En medio de esta sequedad tropical, ubicada ocho grados por debajo de la línea del Ecuador, emergen de la nada las 120 hectáreas de viñedos de la empresa Río Sol, con una producción de dos millones de botellas al año.
La sorpresa no se detiene allí. En una misma encrucijada del viñedo, uno puede ver pequeños racimos de uva blanca viognier todavía verdes y otros de uva tinta cabernet sauvignon ya casi maduros.
“Y estos de aquí mañana mismo se cosechan”, dice Tobias Mello, gerente del viñedo, apuntando a otras parras cercanas.
El sol que pega 300 días al año, la parquedad de las lluvias y la cercanía del caudaloso río San Francisco forman un cóctel perfecto para el cultivo vinícola.
La previsibilidad de ese trío de condiciones permite, además, un control casi absoluto sobre el ciclo de la planta, gracias a ciertas técnicas de poda e irrigación.
“En otros lugares del mundo, son las estaciones las que controlan la planta, con una sola cosecha anual a principios de otoño. Aquí somos nosotros los que decidimos cuándo”, afirma Mello.
Así, cuando los viticultores quieren que una cepa entre en reposo le inducen una fase invernal cortando el suministro de agua por goteo.
Al cabo de mes y medio, una vez hecha la poda, pulverizan un estimulante vegetal sobre las cepas para fomentar la aparición de brotes y vuelven a abrir el grifo.

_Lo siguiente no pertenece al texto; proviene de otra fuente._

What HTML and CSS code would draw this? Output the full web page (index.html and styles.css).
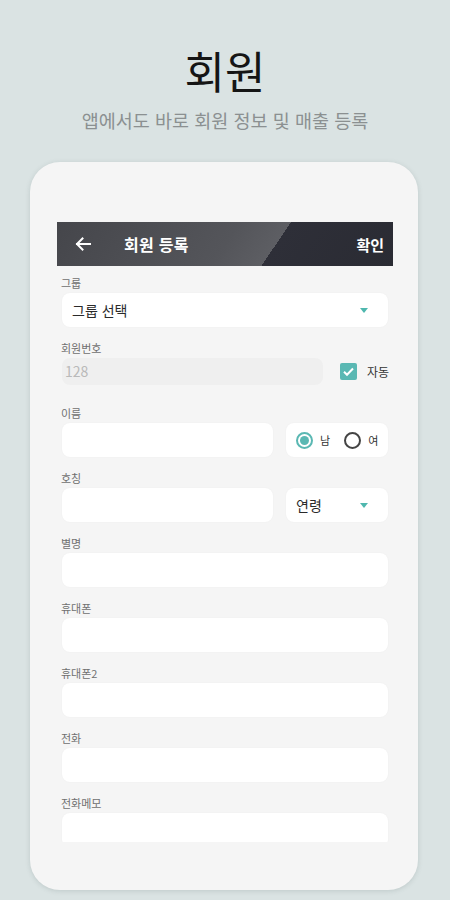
FILE: index.html
```html
<!DOCTYPE html>
<html lang="ko">
<head>
<meta charset="utf-8">
<link rel="stylesheet" href="styles.css">
</head>
<body>
<header class="hero">
  <h1 class="hero-title">회원</h1>
  <p class="hero-sub">앱에서도 바로 회원 정보 및 매출 등록</p>
</header>
<div class="phone">
  <div class="screen">
    <div class="appbar">
      <svg class="back" width="18" height="18" viewBox="0 0 18 18"><path d="M16 9H3M8.5 3.5L3 9l5.5 5.5" fill="none" stroke="#fff" stroke-width="2" stroke-linecap="square"/></svg>
      <span class="appbar-title">회원 등록</span>
      <span class="appbar-action">확인</span>
    </div>
    <div class="form">
      <div class="field">
        <div class="label">그룹</div>
        <div class="box select"><span class="select-text">그룹 선택</span><span class="caret"></span></div>
      </div>
      <div class="field">
        <div class="label">회원번호</div>
        <div class="row">
          <div class="box disabled">128</div>
          <div class="check-wrap"><span class="checkbox"><svg width="13" height="13" viewBox="0 0 13 13"><path d="M2 6.8l3 3L11 3.5" fill="none" stroke="#fff" stroke-width="2"/></svg></span><span class="check-label">자동</span></div>
        </div>
      </div>
      <div class="field spaced">
        <div class="label">이름</div>
        <div class="row">
          <div class="box grow"></div>
          <div class="box side radios">
            <span class="radio on"></span><span class="radio-label">남</span>
            <span class="radio"></span><span class="radio-label">여</span>
          </div>
        </div>
      </div>
      <div class="field">
        <div class="label">호칭</div>
        <div class="row">
          <div class="box grow"></div>
          <div class="box side select"><span class="select-text">연령</span><span class="caret"></span></div>
        </div>
      </div>
      <div class="field">
        <div class="label">별명</div>
        <div class="box"></div>
      </div>
      <div class="field">
        <div class="label">휴대폰</div>
        <div class="box"></div>
      </div>
      <div class="field">
        <div class="label">휴대폰2</div>
        <div class="box"></div>
      </div>
      <div class="field">
        <div class="label">전화</div>
        <div class="box"></div>
      </div>
      <div class="field">
        <div class="label">전화메모</div>
        <div class="box"></div>
      </div>
    </div>
  </div>
</div>
</body>
</html>
```

FILE: styles.css
```css
* { box-sizing: border-box; }
html, body { margin: 0; padding: 0; }
body {
  width: 450px;
  height: 900px;
  overflow: hidden;
  background: #dae3e3;
  font-family: "Noto Sans CJK KR", "Noto Sans", sans-serif;
}
.hero { text-align: center; padding-top: 40px; }
.hero-title {
  margin: 0;
  font-size: 44px;
  line-height: 60px;
  font-weight: 400;
  color: #151515;
}
.hero-sub {
  margin: 8px 0 0;
  font-size: 18.5px;
  line-height: 24px;
  color: #8b9091;
}
.phone {
  margin: 30px 0 0 30px;
  width: 388px;
  height: 728px;
  border-radius: 30px;
  background: #f5f5f5;
  box-shadow: 0 1px 5px rgba(80, 100, 100, 0.2);
  padding: 60px 25px 0 27px;
}
.screen {
  height: 620px;
  overflow: hidden;
}
.appbar {
  height: 44px;
  display: flex;
  align-items: center;
  padding: 0 9px 0 17px;
  background: linear-gradient(124deg, #45464b 0%, #54555a 50%, #5d5e63 64%, #2e2f38 64%, #2a2b33 100%);
  color: #fff;
}
.back { flex: none; }
.appbar-title {
  margin-left: 32px;
  font-size: 16px;
  font-weight: 700;
  letter-spacing: 0.3px;
}
.appbar-action {
  margin-left: auto;
  font-size: 15px;
  font-weight: 700;
}
.form {
  padding: 9px 5px 0 5px;
  display: flex;
  flex-direction: column;
  gap: 13px;
}
.field.spaced { margin-top: 7px; }
.label {
  height: 16px;
  line-height: 16px;
  font-size: 11px;
  color: #707070;
  margin: 0 0 2px -1px;
}
.box {
  height: 34px;
  background: #fff;
  border-radius: 8px;
  box-shadow: 0 0 2px rgba(0, 0, 0, 0.04);
}
.row { display: flex; align-items: center; gap: 13px; }
.grow { flex: 1; }
.side { width: 102px; flex: none; }
.select {
  display: flex;
  align-items: center;
  padding: 0 20px 0 10px;
}
.select-text { font-size: 14px; color: #2a2a2a; }
.caret {
  margin-left: auto;
  width: 0; height: 0;
  border-left: 4px solid transparent;
  border-right: 4px solid transparent;
  border-top: 5px solid #4fb7ae;
}
.disabled {
  width: 261px;
  height: 27px;
  flex: none;
  background: #efefef;
  box-shadow: none;
  font-size: 14px;
  line-height: 27px;
  color: #b9b9b9;
  padding-left: 3px;
}
.check-wrap {
  display: flex;
  align-items: center;
  flex: none;
  white-space: nowrap;
  margin-left: 4px;
}
.checkbox {
  width: 17px; height: 17px;
  border-radius: 2px;
  background: #5ab8b3;
  display: flex; align-items: center; justify-content: center;
}
.check-label { margin-left: 10px; font-size: 12px; color: #333; }
.radios { display: flex; align-items: center; padding-left: 10px; }
.radio {
  flex: none;
  width: 17px; height: 17px;
  border-radius: 50%;
  border: 2px solid #444;
  display: flex; align-items: center; justify-content: center;
}
.radio.on { border-color: #5ab8b3; }
.radio.on::after {
  content: "";
  width: 9px; height: 9px;
  border-radius: 50%;
  background: #5ab8b3;
}
.radio-label { font-size: 11px; color: #333; margin: 0 14px 0 7px; }
.radio-label:last-child { margin-right: 0; }
```
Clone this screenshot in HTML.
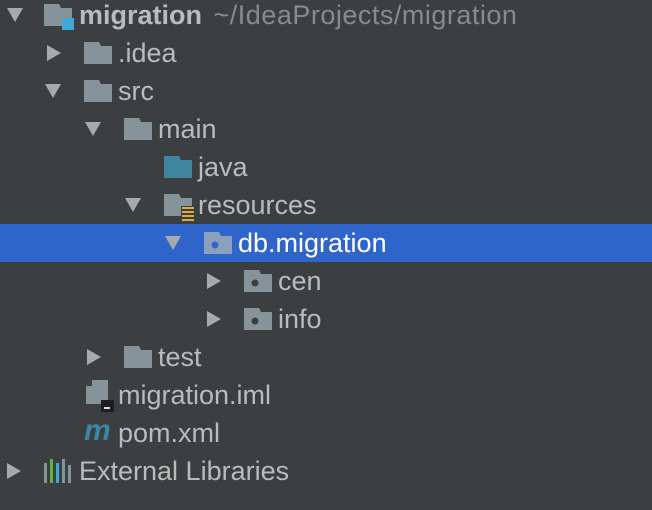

En la región, una misma planta puede pasar por este proceso dos veces al año e incluso más en función de la variedad, según la enóloga Ana Paula Barros, pero las ventajas van más allá.
Como no se depende de las estaciones y los viñedos están divididos en lotes pequeños e independientes, las cepas de uno pueden estar hibernando, mientras las de otro están listas para la cosecha, lo que permite a la empresa vinícola producir sin parar.
“Hay más regiones tropicales con vinos, como Bolivia o Tailandia, pero no tienen la posibilidad de cosechar en cualquier época del año como aquí”, explica la enóloga, profesora del Instituto Federal Sertão Pernambucano.
El impacto económico de una mala cosecha en Europa puede ser catastrófico por ser la única. En esta parte de Brasil, solo hay que esperar a la semana siguiente.
Desde que en los años 80 se establecieron los pioneros de la viticultura en la región, el sector ha crecido hasta contar con ocho empresas de vinos.
Juntas, producen unos tres millones de botellas, el 70 % de ellas de vinos espumantes y destinadas en su gran mayoría al consumo interno, según datos del Instituto Federal Sertão y de la Empresa Brasileña de Investigación Agropecuaria, una institución pública.
Las ventajas climatológicas del valle del San Francisco también han despertado el interés extranjero.
Río Sol pertenece a la portuguesa Global Wines, una empresa con fuerte presencia en la región vinícola del Dão que quiso comprar tierras en Brasil para tener acceso a este mercado de 203 millones de personas.
Pese al alto número de potenciales consumidores para sus vinos, el área plantada en Río Sol es relativamente pequeña: 120 hectáreas frente a las 450 disponibles.
Brasil, un país bebedor de cerveza, todavía está descubriendo el vino, que solía estar limitado a las grandes ocasiones y olvidado el resto del año.
Cuando Barros, que es natural de la región, empezó a trabajar en este campo hace casi 20 años, sus amigos pensaban que la enología era una especialidad sanitaria.
“El vino todavía es visto como una bebida demasiado fuerte comparada con la cerveza, pero la cultura está empezando a cambiar”, afirma.